A Symbiotic Organisms Search Algorithm for Optimal Allocation of Blood Products

The blood assignment problem is an important real-world optimization problem because of the continuous demand for blood transfusion during medical emergencies. The formulation of this problem stretches from managing critical blood shortage levels and blood unit expiration, to blood compatibility between donor and patients. Another contributing factor to the blood assignment problem lies in the blood bank having to import additional blood units from external sources when supply cannot meet the demand. These challenges have serious consequences especially in the case where the demand for the blood is very high. Therefore, there is the need to minimize blood product wastage with regards to expiration and importation, whilst maximizing product delivery to patients in need. To solve this problem, existing studies used fixed percentage bounds to generate values for demand and supply of whole blood units. However, in this paper, a different approach is considered when generating such values, which involves allocating a unique percentage bound to each month.
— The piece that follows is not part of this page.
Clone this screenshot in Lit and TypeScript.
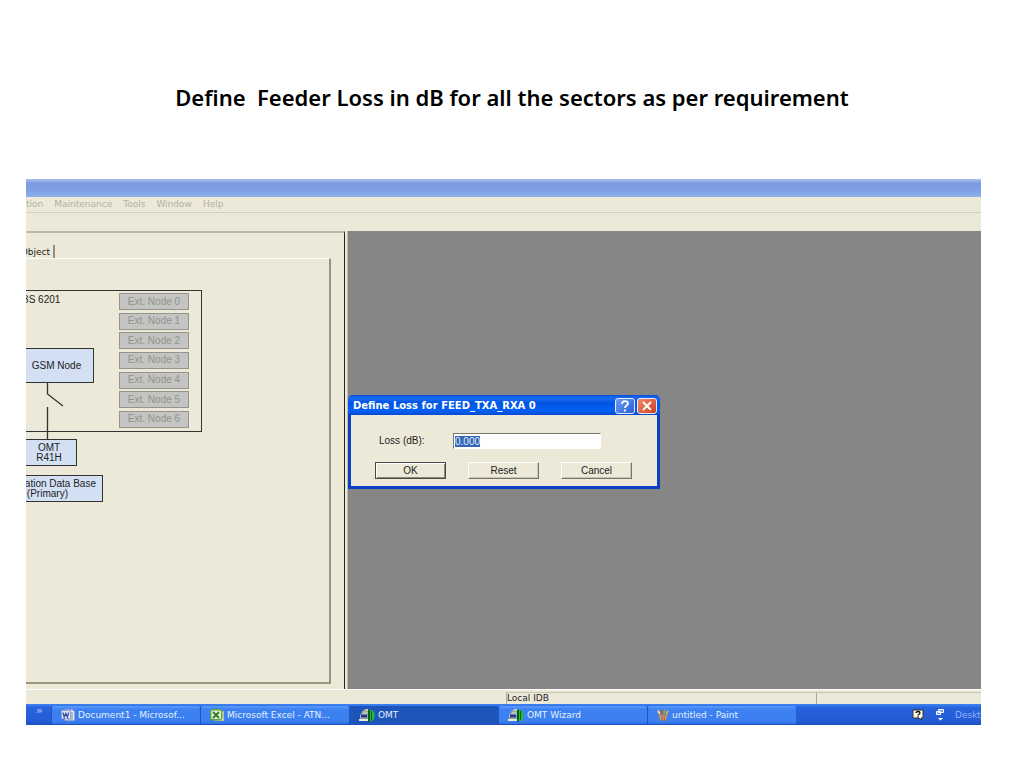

The bounds conform to statistics taken from South African social behavior with the attempt at generating values which mimic real-life monthly demand and supply of whole blood units. Furthermore, this study implements a hybrid metaheuristic algorithm that combines symbiotic organisms search algorithm with the blood assignment policy in relation to the blood banks of South Africa to effectively minimize the operational costs of the blood transfusion centers. The computational results indicate that the proposed algorithm performed quite satisfactorily from the computational time, stock-piling, and low importation level points of view.